Copy, from the entries below, each line in which the string "styles" appears.
— BEGIN Material to process —
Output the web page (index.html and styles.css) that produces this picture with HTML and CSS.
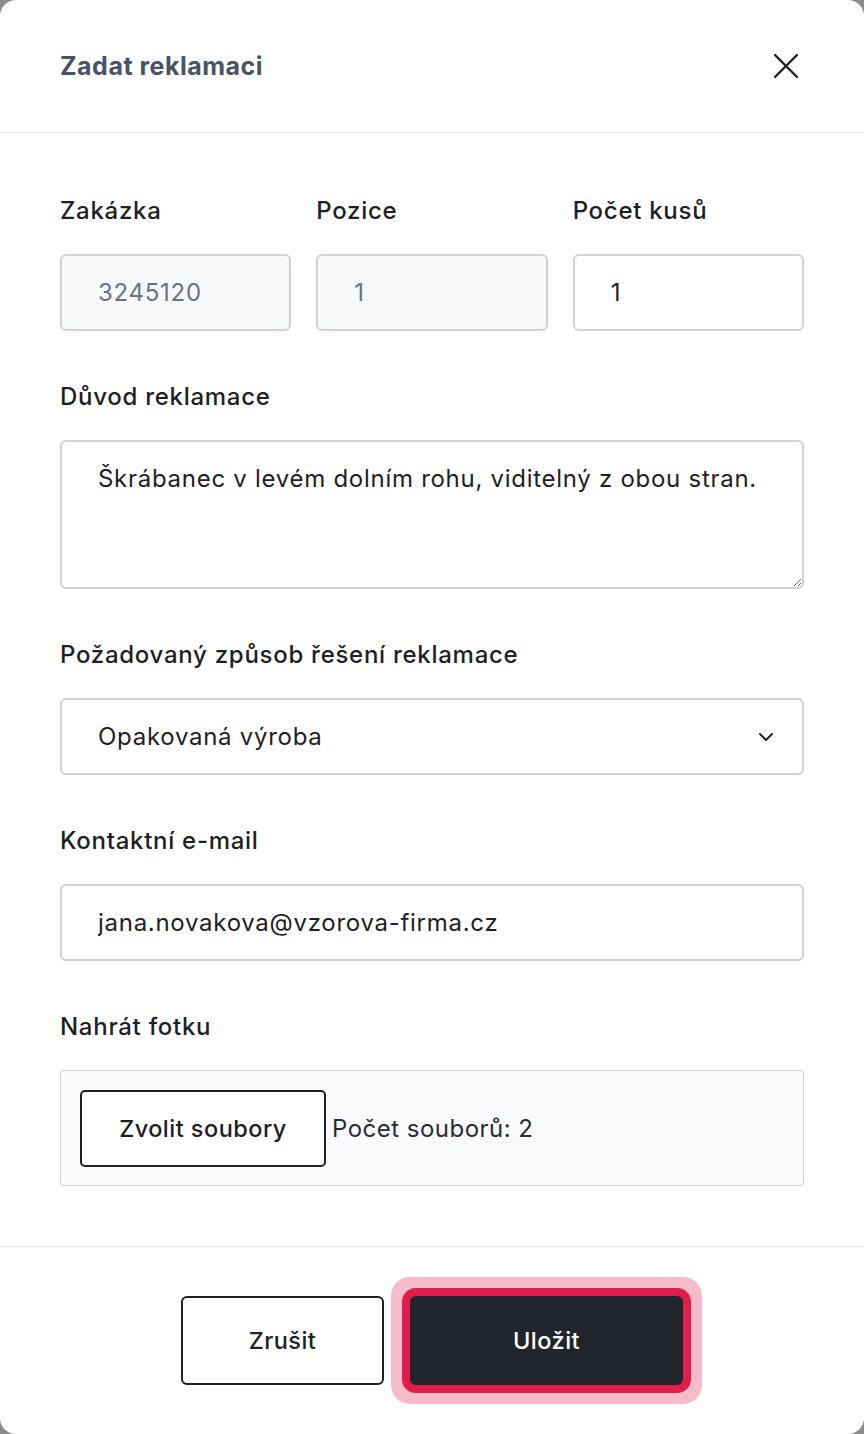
FILE: index.html
```html
<!DOCTYPE html>
<html lang="cs">
<head>
    <meta charset="UTF-8">
    <meta name="viewport" content="width=device-width, initial-scale=1.0">
    <title>Zadat reklamaci</title>
    <link rel="stylesheet" href="styles.css">
</head>
<body>
    <div class="modal">
        <div class="modal-header">
            <h2 class="modal-title">Zadat reklamaci</h2>
            <button class="close-button" type="button" aria-label="Zavřít">
                <svg width="24" height="24" viewBox="0 0 24 24" fill="none" stroke="#1f2024" stroke-width="2.4" stroke-linecap="round">
                    <path d="M1 1 L23 23 M23 1 L1 23"/>
                </svg>
            </button>
        </div>
        <form class="modal-body" id="claim-form">
            <div class="row">
                <div class="field">
                    <label for="order">Zakázka</label>
                    <input type="text" id="order" value="3245120" disabled>
                </div>
                <div class="field">
                    <label for="position">Pozice</label>
                    <input type="text" id="position" value="1" disabled>
                </div>
                <div class="field">
                    <label for="count">Počet kusů</label>
                    <input type="text" id="count" value="1">
                </div>
            </div>
            <div class="field">
                <label for="reason">Důvod reklamace</label>
                <textarea id="reason">Škrábanec v levém dolním rohu, viditelný z obou stran.</textarea>
            </div>
            <div class="field">
                <label for="solution">Požadovaný způsob řešení reklamace</label>
                <div class="select-wrap">
                    <select id="solution">
                        <option>Opakovaná výroba</option>
                        <option>Sleva</option>
                        <option>Vrácení peněz</option>
                    </select>
                    <svg class="chevron" width="16" height="10" viewBox="0 0 16 10" fill="none" stroke="#1f2024" stroke-width="2" stroke-linecap="round" stroke-linejoin="round">
                        <path d="M2 2 L8 8 L14 2"/>
                    </svg>
                </div>
            </div>
            <div class="field">
                <label for="email">Kontaktní e-mail</label>
                <input type="email" id="email" value="jana.novakova@vzorova-firma.cz">
            </div>
            <div class="field">
                <label>Nahrát fotku</label>
                <div class="file-box">
                    <button type="button" class="file-button">Zvolit soubory</button>
                    <span class="file-count">Počet souborů: 2</span>
                </div>
            </div>
        </form>
        <div class="modal-footer">
            <button type="button" class="btn btn-cancel">Zrušit</button>
            <button type="submit" form="claim-form" class="btn btn-save">Uložit</button>
        </div>
    </div>
</body>
</html>
```

FILE: styles.css
```css
* {
    box-sizing: border-box;
}

body {
    margin: 0;
    background-color: #8c8c8c;
    font-family: Inter, 'Noto Sans', sans-serif;
    color: #1f2024;
}

.modal {
    background: white;
    border-radius: 16px;
    min-height: 100vh;
    display: flex;
    flex-direction: column;
}

.modal-header {
    height: 133px;
    padding: 0 60px;
    display: flex;
    justify-content: space-between;
    align-items: center;
    border-bottom: 1px solid #e6e7eb;
}

.modal-title {
    margin: 0;
    font-size: 25px;
    font-weight: 700;
    color: #4b5263;
    letter-spacing: 0.02em;
}

.close-button {
    background: none;
    border: none;
    padding: 6px;
    cursor: pointer;
    display: flex;
}

.modal-body {
    padding: 61px 60px 60px;
    display: flex;
    flex-direction: column;
    gap: 49px;
}

.row {
    display: grid;
    grid-template-columns: repeat(3, 1fr);
    gap: 25px;
}

.field {
    display: flex;
    flex-direction: column;
    gap: 27px;
}

label {
    font-size: 24px;
    line-height: 33px;
    font-weight: 500;
    letter-spacing: 0.03em;
}

input,
textarea,
select {
    width: 100%;
    height: 77px;
    padding: 0 36px;
    border: 2px solid #cdd1da;
    border-radius: 6px;
    background: white;
    font-family: inherit;
    font-size: 24px;
    letter-spacing: 0.03em;
    color: #1f2024;
}

input:disabled {
    background: #f7f8fa;
    color: #6b7280;
}

textarea {
    height: 149px;
    padding: 20px 36px;
    line-height: 33px;
    resize: vertical;
}

.select-wrap {
    position: relative;
}

select {
    appearance: none;
    cursor: pointer;
}

.chevron {
    position: absolute;
    right: 30px;
    top: 34px;
    pointer-events: none;
}

.file-box {
    height: 116px;
    padding: 0 19px;
    display: flex;
    align-items: center;
    gap: 6px;
    background: #f9fafb;
    border: 1px solid #d1d5db;
    border-radius: 4px;
}

.file-button {
    width: 246px;
    height: 77px;
    background: white;
    border: 2px solid #1f2024;
    border-radius: 5px;
    font-family: inherit;
    font-size: 23.5px;
    font-weight: 500;
    letter-spacing: 0.02em;
    color: #1f2024;
    cursor: pointer;
}

.file-count {
    font-size: 24px;
    letter-spacing: 0.02em;
    color: #2a2c32;
}

.modal-footer {
    flex: 1;
    border-top: 1px solid #e6e7eb;
    display: flex;
    justify-content: center;
    align-items: center;
    gap: 26px;
}

.btn {
    height: 89px;
    border-radius: 6px;
    font-family: inherit;
    font-size: 23.5px;
    font-weight: 500;
    letter-spacing: 0.02em;
    cursor: pointer;
}

.btn-cancel {
    width: 203px;
    background: white;
    border: 2px solid #1f2024;
    color: #1f2024;
}

.btn-save {
    width: 273px;
    background: #23252d;
    border: none;
    color: white;
    box-shadow: 0 0 0 8px #e01e4b, 0 0 0 19px rgba(224, 30, 75, 0.3);
}
```
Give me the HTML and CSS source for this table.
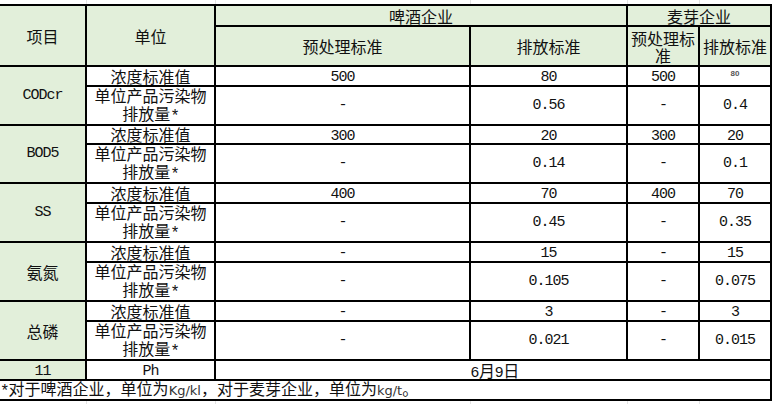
FILE: index.html
```html
<!DOCTYPE html>
<html lang="zh-CN">
<head>
<meta charset="utf-8">
<title>表</title>
<link rel="stylesheet" href="styles.css">
</head>
<body>
<div class="sheet">
  <div class="c hd span-r2">项目</div>
  <div class="c hd span-r2">单位</div>
  <div class="c hd span-c2">啤酒企业</div>
  <div class="c hd span-c2">麦芽企业</div>
  <div class="c hd">预处理标准</div>
  <div class="c hd">排放标准</div>
  <div class="c hd wrap">预处理标准</div>
  <div class="c hd">排放标准</div>

  <div class="c item span-r2">CODcr</div>
  <div class="c unit">浓度标准值</div>
  <div class="c num short">500</div>
  <div class="c num short">80</div>
  <div class="c num short">500</div>
  <div class="c num tiny">80</div>
  <div class="c unit"><span class="t">单位产品污染物<br>排放量<span class="ast">*</span></span></div>
  <div class="c num">-</div>
  <div class="c num">0.56</div>
  <div class="c num">-</div>
  <div class="c num">0.4</div>

  <div class="c item span-r2">BOD5</div>
  <div class="c unit">浓度标准值</div>
  <div class="c num short">300</div>
  <div class="c num short">20</div>
  <div class="c num short">300</div>
  <div class="c num short">20</div>
  <div class="c unit"><span class="t">单位产品污染物<br>排放量<span class="ast">*</span></span></div>
  <div class="c num">-</div>
  <div class="c num">0.14</div>
  <div class="c num">-</div>
  <div class="c num">0.1</div>

  <div class="c item span-r2">SS</div>
  <div class="c unit">浓度标准值</div>
  <div class="c num short">400</div>
  <div class="c num short">70</div>
  <div class="c num short">400</div>
  <div class="c num short">70</div>
  <div class="c unit"><span class="t">单位产品污染物<br>排放量<span class="ast">*</span></span></div>
  <div class="c num">-</div>
  <div class="c num">0.45</div>
  <div class="c num">-</div>
  <div class="c num">0.35</div>

  <div class="c item cjk span-r2">氨氮</div>
  <div class="c unit">浓度标准值</div>
  <div class="c num short">-</div>
  <div class="c num short">15</div>
  <div class="c num short">-</div>
  <div class="c num short">15</div>
  <div class="c unit"><span class="t">单位产品污染物<br>排放量<span class="ast">*</span></span></div>
  <div class="c num">-</div>
  <div class="c num">0.105</div>
  <div class="c num">-</div>
  <div class="c num">0.075</div>

  <div class="c item cjk span-r2">总磷</div>
  <div class="c unit">浓度标准值</div>
  <div class="c num short">-</div>
  <div class="c num short">3</div>
  <div class="c num short">-</div>
  <div class="c num short">3</div>
  <div class="c unit"><span class="t">单位产品污染物<br>排放量<span class="ast">*</span></span></div>
  <div class="c num">-</div>
  <div class="c num">0.021</div>
  <div class="c num">-</div>
  <div class="c num">0.015</div>

  <div class="c item num short">11</div>
  <div class="c num short">Ph</div>
  <div class="c date span-c4"><span class="t"><span class="d">6</span>月<span class="d">9</span>日</span></div>

  <div class="c note span-c6"><span class="t"><span class="ast">*</span>对于啤酒企业，单位为<span class="lat">Kg/kl</span>，对于麦芽企业，单位为<span class="lat">kg/t</span>。</span></div>
</div>
</body>
</html>
```
FILE: styles.css
```css
html, body {
  margin: 0;
  padding: 0;
}
body {
  width: 774px;
  height: 404px;
  overflow: hidden;
  background-color: #fff;
  background-image:
    linear-gradient(#e3e3e3, #e3e3e3),
    linear-gradient(#e3e3e3, #e3e3e3),
    linear-gradient(#e3e3e3, #e3e3e3),
    linear-gradient(#e3e3e3, #e3e3e3),
    linear-gradient(#e3e3e3, #e3e3e3);
  background-size: 1px 100%;
  background-repeat: no-repeat;
  background-position: 86px 0, 215px 0, 470px 0, 627px 0, 699px 0;
  font-family: "Noto Sans CJK SC", "Noto Sans", sans-serif;
  color: #111;
}
.sheet {
  margin-top: 4px;
  width: 770px;
  display: grid;
  grid-template-columns: 85px 127px 253px 155px 70px 70px;
  grid-template-rows: 19px 38px 18px 37px 17px 37px 18px 37px 18px 37px 18px 37px 18px 18px;
  gap: 2px;
  padding: 2px 2px 2px 0;
  background: #000;
}
.c {
  background: #fff;
  display: flex;
  align-items: center;
  justify-content: center;
  text-align: center;
  font-size: 16px;
  line-height: 18px;
  white-space: nowrap;
  min-width: 0;
  min-height: 0;
}
.t {
  display: block;
}
.hd {
  background: #e2efda;
}
.wrap {
  white-space: normal;
  line-height: 17px;
  padding-top: 2px;
}
.span-r2 { grid-row: span 2; }
.span-c2 { grid-column: span 2; }
.span-c4 { grid-column: span 4; }
.span-c6 { grid-column: span 6; }
.item {
  background: #e2efda;
  font-family: "Liberation Mono", monospace;
  font-size: 15px;
  letter-spacing: -1px;
}
.item.cjk {
  font-family: "Noto Sans CJK SC", sans-serif;
  font-size: 16px;
  letter-spacing: 0;
}
.unit {
  align-items: flex-end;
}
.ast {
  font-family: "Liberation Mono", monospace;
  font-size: 16px;
  line-height: 1;
  letter-spacing: -1px;
  position: relative;
  top: 1px;
}
.num {
  font-family: "Liberation Mono", monospace;
  font-size: 15px;
  letter-spacing: -1px;
}
.short {
  padding-top: 2px;
  align-items: flex-start;
}
.tiny {
  font-family: "Liberation Sans", sans-serif;
  font-size: 8px;
  font-weight: bold;
  color: #555;
  align-items: flex-start;
  padding-top: 2px;
  line-height: 10px;
  letter-spacing: 0;
}
.date {
  align-items: flex-end;
  padding-left: 4px;
}
.d {
  font-family: "Liberation Sans", sans-serif;
  font-size: 15px;
  line-height: 1;
}
.note {
  justify-content: flex-start;
  align-items: flex-end;
  text-align: left;
}
.lat {
  font-family: "DejaVu Sans", sans-serif;
  font-size: 13px;
  line-height: 1;
  color: #333;
}
```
— END Material to process —
(Task answer)
Output the web page (index.html and styles.css) that produces this picture with HTML and CSS.
    <link rel="stylesheet" href="styles.css">
FILE: styles.css
<link rel="stylesheet" href="styles.css">
FILE: styles.css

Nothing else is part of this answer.